Several major localities have anti-commandeering immigration policies protected by Printz, including Los Angeles, Chicago, New York, Boston, Philadelphia and San Francisco. Nationwide, the number exceeds 500. Among other things, these jurisdictions balk at complying with federal requests to hold undocumented immigrants for detention, and to transfer them to Immigration and Customs Enforcement (ICE) for deportation. The dominant reason is to encourage the cooperation of the undocumented in detecting and prosecuting state or local crimes without fear of inviting deportation.
California alone houses 2.3 million of the estimated 11 million undocumented residing in the United States.
Without the collaboration of state or local law enforcement, deporting 3 million immigrants within a short period by ICE officials alone is a pipedream. In 2015, the Obama administration “deported” approximately 235,000 undocumented immigrants. But the lion’s share occurred at the border. A mere 70,000 were effectuated with interior apprehensions.

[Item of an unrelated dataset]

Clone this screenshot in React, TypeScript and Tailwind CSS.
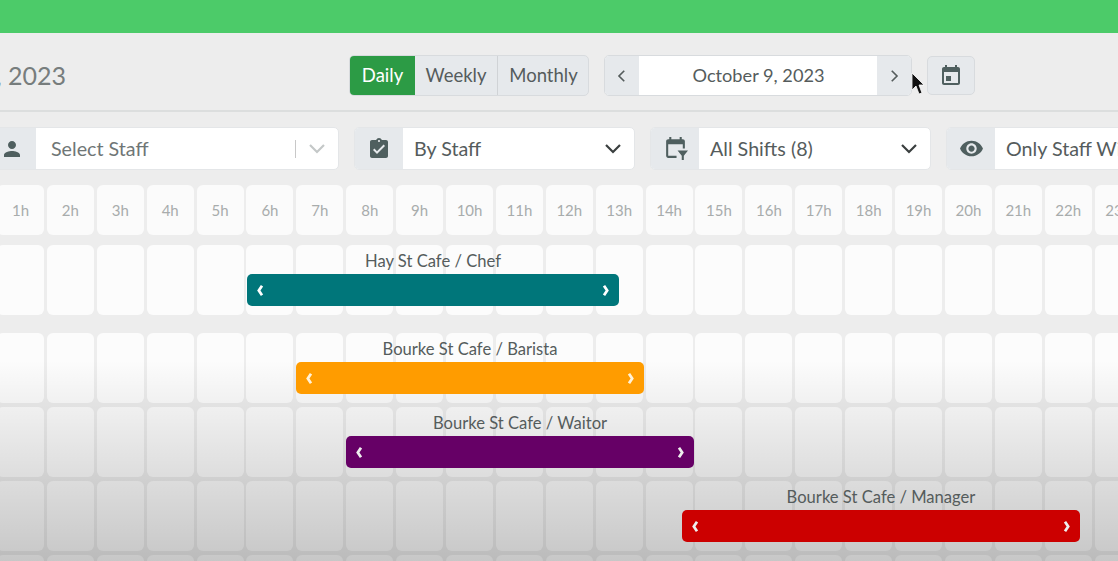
import React from "react";

const M = {
  person: "M12 12c2.21 0 4-1.79 4-4s-1.79-4-4-4-4 1.79-4 4 1.79 4 4 4zm0 2c-2.67 0-8 1.34-8 4v2h16v-2c0-2.66-5.33-4-8-4z",
  clip: "M19 3h-4.18C14.4 1.84 13.3 1 12 1c-1.3 0-2.4.84-2.82 2H5c-1.1 0-2 .9-2 2v14c0 1.1.9 2 2 2h14c1.1 0 2-.9 2-2V5c0-1.1-.9-2-2-2zm-7 0c.55 0 1 .45 1 1s-.45 1-1 1-1-.45-1-1 .45-1 1-1zm-2 14l-4-4 1.41-1.41L10 14.17l6.59-6.59L18 9l-8 8z",
  eye: "M12 4.5C7 4.5 2.73 7.61 1 12c1.73 4.39 6 7.5 11 7.5s9.27-3.11 11-7.5c-1.73-4.39-6-7.5-11-7.5zM12 17c-2.76 0-5-2.24-5-5s2.24-5 5-5 5 2.24 5 5-2.24 5-5 5zm0-8c-1.66 0-3 1.34-3 3s1.34 3 3 3 3-1.34 3-3-1.34-3-3-3z",
  cal: "M12 12H7v5h5v-5zM16 1v2H8V1H6v2H5c-1.11 0-1.99.9-1.99 2L3 19c0 1.1.89 2 2 2h14c1.1 0 2-.9 2-2V5c0-1.1-.9-2-2-2h-1V1h-2zm3 18H5V8h14v11z",
  calFilter: "M16 1v2H8V1H6v2H5c-1.11 0-1.99.9-1.99 2L3 19c0 1.1.89 2 2 2h8v-2H5V8h14v4h2V5c0-1.1-.9-2-2-2h-1V1h-2zM14 14h10l-4 5v4h-2v-4z",
};

function Icon({ d, className }: { d: string; className: string }) {
  return (
    <svg viewBox="0 0 24 24" className={className} fill="#4f5f5f">
      <path d={d} />
    </svg>
  );
}

function Chevron({ dir, className }: { dir: "left" | "right"; className: string }) {
  return (
    <svg viewBox="0 0 10 16" className={className} fill="none" stroke="currentColor" strokeWidth="3.4">
      <path d={dir === "left" ? "M7.5 2 3.5 8l4 6" : "M2.5 2l4 6-4 6"} />
    </svg>
  );
}

function Line({ dir, className }: { dir: "left" | "right" | "down"; className: string }) {
  const d = dir === "left" ? "M15 5l-7 7 7 7" : dir === "right" ? "M9 5l7 7-7 7" : "M5 8l7 7 7-7";
  return (
    <svg viewBox="0 0 24 24" className={className} fill="none" stroke="currentColor" strokeWidth="2.2">
      <path d={d} />
    </svg>
  );
}

function Filter({ icon, label, width, iconSize, faded, grow }: { icon: string; label: string; width: string; iconSize: string; faded?: boolean; grow?: boolean }) {
  return (
    <div className={`flex h-[43px] shrink-0 overflow-hidden rounded-[5px] border border-[#e4e6e8] bg-white ${width}`}>
      <div className="flex w-[48px] shrink-0 items-center justify-center bg-[#e6e9ec]">
        <Icon d={icon} className={iconSize} />
      </div>
      <div className={`flex min-w-0 flex-1 items-center pr-[9px] ${faded ? "pl-[15px]" : "pl-[11px]"}`}>
        <span className={`flex-1 whitespace-nowrap text-[19.7px] ${faded ? "text-[#6f7676]" : "text-[#555c5c]"}`}>{label}</span>
        {faded && <span className="mr-[9px] h-[18px] w-px bg-[#c8c8c8]" />}
        {!grow && <Line dir="down" className={`h-[24px] w-[24px] ${faded ? "text-[#c4c8c8]" : "text-[#3a3f3f]"}`} />}
      </div>
    </div>
  );
}

function Cell({ children, className }: { children?: React.ReactNode; className: string }) {
  return <div className={`w-[47px] shrink-0 rounded-[6px] ${className}`}>{children}</div>;
}

const hours = Array.from({ length: 24 }, (_, i) => i + 1);

function GridRow({ className, bar }: { className: string; bar?: { label: string; pos: string; color: string; chevron: string } }) {
  return (
    <div className={`relative flex gap-x-[2.9px] ${className}`}>
      {hours.map((h) => (
        <Cell key={h} className="h-full bg-[#fcfcfc]" />
      ))}
      {bar && (
        <div className={`absolute bottom-[9px] z-20 ${bar.pos}`}>
          <div className="absolute bottom-[32px] left-0 right-0 mb-[2px] whitespace-nowrap text-center text-[16.6px] leading-[22px] text-[#555c5c]">{bar.label}</div>
          <div className={`flex h-[32px] items-center justify-between rounded-[5px] px-[9px] ${bar.color}`}>
            <Chevron dir="left" className={`h-[13px] w-[8px] ${bar.chevron}`} />
            <Chevron dir="right" className={`h-[13px] w-[8px] ${bar.chevron}`} />
          </div>
        </div>
      )}
    </div>
  );
}

export default function App() {
  return (
    <div className="relative h-[561px] w-[1118px] overflow-hidden bg-[#ededed] font-['Lato','Open_Sans',sans-serif]">
      <div className="h-[33px] bg-[#4ccb69]" />

      <div className="flex h-[79px] items-center border-b-2 border-[#dcdede] pt-[8px]">
        <div className="flex w-[349px] shrink-0 justify-end overflow-hidden pr-[283px]">
          <span className="shrink-0 whitespace-nowrap text-[25px] text-[#777d7d]">October 9, 2023</span>
        </div>
        <div className="flex h-[41px] w-[240px] shrink-0 overflow-hidden rounded-[5px] border border-[#d8dbde] bg-[#e6e9ec] text-[18.5px] text-[#555c5c]">
          <div className="flex w-[65px] items-center justify-center bg-[#2c9b45] text-white">Daily</div>
          <div className="flex w-[83px] items-center justify-center border-r border-[#d0d3d6]">Weekly</div>
          <div className="flex flex-1 items-center justify-center pl-[1px]">Monthly</div>
        </div>
        <div className="ml-[15px] flex h-[41px] w-[308px] shrink-0 overflow-hidden rounded-[5px] border border-[#d8dbde] bg-white">
          <div className="flex w-[34px] items-center justify-center bg-[#e6e9ec] text-[#555c5c]">
            <Line dir="left" className="h-[18px] w-[18px]" />
          </div>
          <div className="flex flex-1 items-center justify-center pl-[1px] text-[18.2px] text-[#555c5c]">October 9, 2023</div>
          <div className="flex w-[34px] items-center justify-center bg-[#e6e9ec] text-[#555c5c]">
            <Line dir="right" className="h-[18px] w-[18px]" />
          </div>
        </div>
        <div className="ml-[15px] flex h-[39px] w-[48px] shrink-0 items-center justify-center rounded-[5px] border border-[#d8dbde] bg-[#e6e9ec]">
          <Icon d={M.cal} className="h-[24px] w-[24px]" />
        </div>
      </div>

      <div className="ml-[-13px] mt-[15px] flex gap-[15px]">
        <Filter icon={M.person} label="Select Staff" width="w-[352px]" iconSize="h-[24px] w-[24px]" faded />
        <Filter icon={M.clip} label="By Staff" width="w-[281px]" iconSize="h-[24px] w-[24px]" />
        <Filter icon={M.calFilter} label="All Shifts (8)" width="w-[281px]" iconSize="h-[25px] w-[25px]" />
        <Filter icon={M.eye} label="Only Staff With Shifts" width="w-[281px]" iconSize="h-[25px] w-[25px]" grow />
      </div>

      <div className="ml-[-3px] mt-[15px] flex gap-x-[2.9px]">
        {hours.map((h) => (
          <Cell key={h} className="flex h-[50px] items-center justify-center bg-[#fbfbfb] text-[15px] text-[#a8acac]">
            {h}h
          </Cell>
        ))}
      </div>

      <div className="ml-[-3px]">
        <GridRow className="mt-[10px] h-[70px]" bar={{ label: "Hay St Cafe / Chef", pos: "left-[250px] w-[372px]", color: "bg-[#00767a]", chevron: "text-white" }} />
        <GridRow className="mt-[18px] h-[70px]" bar={{ label: "Bourke St Cafe / Barista", pos: "left-[299px] w-[348px]", color: "bg-[#ff9c00]", chevron: "text-[#fff2d8]" }} />
        <GridRow className="mt-[4px] h-[70px]" bar={{ label: "Bourke St Cafe / Waitor", pos: "left-[349px] w-[348px]", color: "bg-[#660066]", chevron: "text-[#eeeeee]" }} />
        <GridRow className="mt-[4px] h-[70px]" bar={{ label: "Bourke St Cafe / Manager", pos: "left-[685px] w-[398px]", color: "bg-[#cc0000]", chevron: "text-[#eeeeee]" }} />
        <GridRow className="mt-[4px] h-[70px]" />
      </div>

      <div className="pointer-events-none absolute bottom-0 left-0 right-0 z-10 h-[201px] bg-gradient-to-b from-black/0 to-black/[0.21]" />

      <svg viewBox="0 0 14 24" className="absolute left-[911px] top-[72px] z-30 h-[24px] w-[14px]">
        <path d="M1 1v17l4-4 3 8 3-1-3-8h5z" fill="#111" stroke="#fff" strokeWidth="0.8" />
      </svg>
    </div>
  );
}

These deportations were accomplished with 20,000 ICE employees.
To deport 3 million from the interior in a year as President-elect Trump has pledged would require multiplying the current number of interior deportations by a staggering 228, rocketing the number of ICE employees from 20,000 to 456,000, and similarly jumping the number of immigration judges from 242 to more than 55,000—a number that dwarfs the total number of all federal judges at all levels throughout the nation. The ICE budget would escalate from $6 billion to approximately $1.4 trillion.
This is not, however, the whole story. Trump defenders correctly note that President Obama sharply curtailed the number of annual interior deportations. It fell from 245,000 in the last year of the Bush administration to 70, 000 on Obama’s watch, or 3.5 times lower. Thus, President Trump could probably return to the Bush level of without any increase in current manpower or budget. But to climb interior deportations to 3 million would still mean multiplying the number of ICE employees and immigration judges and the ICE budget by a factor of 63, still prohibitive increases.
Depend upon it. Trump supporters will not protest the inevitable puncture of his deportation fancies. The placebo effect is as prominent in politics as in medicine. People feel better if they imagine something is being done to address a problem even if it remains undiminished. That has been a feature of the human narrative for thousands of years.